# [SET EXERCISE]
Leave out any pictures and transcribe all other data below exactly.

%%

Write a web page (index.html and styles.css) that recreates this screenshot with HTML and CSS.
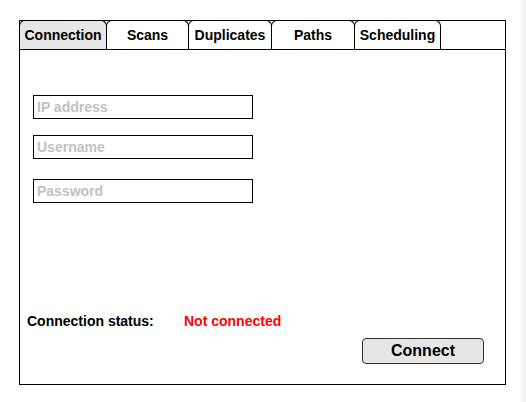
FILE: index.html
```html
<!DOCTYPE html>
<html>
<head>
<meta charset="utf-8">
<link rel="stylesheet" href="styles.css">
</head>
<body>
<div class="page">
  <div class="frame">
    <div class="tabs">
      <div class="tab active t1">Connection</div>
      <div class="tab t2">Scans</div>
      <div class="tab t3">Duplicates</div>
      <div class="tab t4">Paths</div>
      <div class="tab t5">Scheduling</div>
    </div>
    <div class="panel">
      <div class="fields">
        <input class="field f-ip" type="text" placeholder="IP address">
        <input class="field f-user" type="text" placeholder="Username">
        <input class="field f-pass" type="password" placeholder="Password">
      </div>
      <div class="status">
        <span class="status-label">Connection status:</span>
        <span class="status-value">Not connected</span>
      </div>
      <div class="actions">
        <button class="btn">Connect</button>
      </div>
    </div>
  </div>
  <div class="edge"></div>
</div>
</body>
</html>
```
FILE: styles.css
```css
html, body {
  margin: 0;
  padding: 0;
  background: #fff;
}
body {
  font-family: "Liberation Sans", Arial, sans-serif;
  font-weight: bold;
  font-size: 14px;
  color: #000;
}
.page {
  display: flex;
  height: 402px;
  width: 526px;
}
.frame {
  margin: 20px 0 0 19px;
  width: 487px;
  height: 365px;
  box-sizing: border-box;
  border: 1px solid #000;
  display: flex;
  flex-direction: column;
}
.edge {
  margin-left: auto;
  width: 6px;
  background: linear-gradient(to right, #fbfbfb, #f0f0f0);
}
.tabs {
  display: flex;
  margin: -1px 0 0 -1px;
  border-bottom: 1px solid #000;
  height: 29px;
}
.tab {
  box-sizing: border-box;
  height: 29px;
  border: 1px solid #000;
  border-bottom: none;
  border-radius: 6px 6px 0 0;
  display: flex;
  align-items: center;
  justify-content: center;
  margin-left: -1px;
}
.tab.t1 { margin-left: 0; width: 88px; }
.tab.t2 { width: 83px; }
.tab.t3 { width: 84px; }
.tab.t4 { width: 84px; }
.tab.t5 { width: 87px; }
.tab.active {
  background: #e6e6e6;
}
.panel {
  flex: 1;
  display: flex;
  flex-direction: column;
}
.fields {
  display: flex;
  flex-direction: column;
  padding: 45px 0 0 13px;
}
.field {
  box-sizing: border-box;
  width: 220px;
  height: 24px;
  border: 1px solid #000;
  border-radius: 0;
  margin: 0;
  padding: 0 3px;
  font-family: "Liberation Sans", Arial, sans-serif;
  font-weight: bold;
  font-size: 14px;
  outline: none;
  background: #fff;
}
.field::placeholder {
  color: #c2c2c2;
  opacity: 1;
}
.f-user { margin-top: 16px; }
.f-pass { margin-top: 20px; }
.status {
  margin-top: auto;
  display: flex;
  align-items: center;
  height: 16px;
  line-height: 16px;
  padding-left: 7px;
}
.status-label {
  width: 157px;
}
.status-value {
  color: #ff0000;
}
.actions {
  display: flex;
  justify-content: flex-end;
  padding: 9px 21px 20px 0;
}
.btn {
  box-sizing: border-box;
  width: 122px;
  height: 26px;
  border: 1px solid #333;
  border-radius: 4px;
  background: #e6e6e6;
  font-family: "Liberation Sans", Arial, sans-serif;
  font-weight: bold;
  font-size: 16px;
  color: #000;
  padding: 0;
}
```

%%

# [WRITTEN REPLY]
Write a web page (index.html and styles.css) that recreates this screenshot with HTML and CSS.
FILE: index.html
```html
<!DOCTYPE html>
<html>
<head>
<meta charset="utf-8">
<link rel="stylesheet" href="styles.css">
</head>
<body>
<div class="page">
  <div class="frame">
    <div class="tabs">
      <div class="tab active t1">Connection</div>
      <div class="tab t2">Scans</div>
      <div class="tab t3">Duplicates</div>
      <div class="tab t4">Paths</div>
      <div class="tab t5">Scheduling</div>
    </div>
    <div class="panel">
      <div class="fields">
        <input class="field f-ip" type="text" placeholder="IP address">
        <input class="field f-user" type="text" placeholder="Username">
        <input class="field f-pass" type="password" placeholder="Password">
      </div>
      <div class="status">
        <span class="status-label">Connection status:</span>
        <span class="status-value">Not connected</span>
      </div>
      <div class="actions">
        <button class="btn">Connect</button>
      </div>
    </div>
  </div>
  <div class="edge"></div>
</div>
</body>
</html>
```
FILE: styles.css
```css
html, body {
  margin: 0;
  padding: 0;
  background: #fff;
}
body {
  font-family: "Liberation Sans", Arial, sans-serif;
  font-weight: bold;
  font-size: 14px;
  color: #000;
}
.page {
  display: flex;
  height: 402px;
  width: 526px;
}
.frame {
  margin: 20px 0 0 19px;
  width: 487px;
  height: 365px;
  box-sizing: border-box;
  border: 1px solid #000;
  display: flex;
  flex-direction: column;
}
.edge {
  margin-left: auto;
  width: 6px;
  background: linear-gradient(to right, #fbfbfb, #f0f0f0);
}
.tabs {
  display: flex;
  margin: -1px 0 0 -1px;
  border-bottom: 1px solid #000;
  height: 29px;
}
.tab {
  box-sizing: border-box;
  height: 29px;
  border: 1px solid #000;
  border-bottom: none;
  border-radius: 6px 6px 0 0;
  display: flex;
  align-items: center;
  justify-content: center;
  margin-left: -1px;
}
.tab.t1 { margin-left: 0; width: 88px; }
.tab.t2 { width: 83px; }
.tab.t3 { width: 84px; }
.tab.t4 { width: 84px; }
.tab.t5 { width: 87px; }
.tab.active {
  background: #e6e6e6;
}
.panel {
  flex: 1;
  display: flex;
  flex-direction: column;
}
.fields {
  display: flex;
  flex-direction: column;
  padding: 45px 0 0 13px;
}
.field {
  box-sizing: border-box;
  width: 220px;
  height: 24px;
  border: 1px solid #000;
  border-radius: 0;
  margin: 0;
  padding: 0 3px;
  font-family: "Liberation Sans", Arial, sans-serif;
  font-weight: bold;
  font-size: 14px;
  outline: none;
  background: #fff;
}
.field::placeholder {
  color: #c2c2c2;
  opacity: 1;
}
.f-user { margin-top: 16px; }
.f-pass { margin-top: 20px; }
.status {
  margin-top: auto;
  display: flex;
  align-items: center;
  height: 16px;
  line-height: 16px;
  padding-left: 7px;
}
.status-label {
  width: 157px;
}
.status-value {
  color: #ff0000;
}
.actions {
  display: flex;
  justify-content: flex-end;
  padding: 9px 21px 20px 0;
}
.btn {
  box-sizing: border-box;
  width: 122px;
  height: 26px;
  border: 1px solid #333;
  border-radius: 4px;
  background: #e6e6e6;
  font-family: "Liberation Sans", Arial, sans-serif;
  font-weight: bold;
  font-size: 16px;
  color: #000;
  padding: 0;
}
```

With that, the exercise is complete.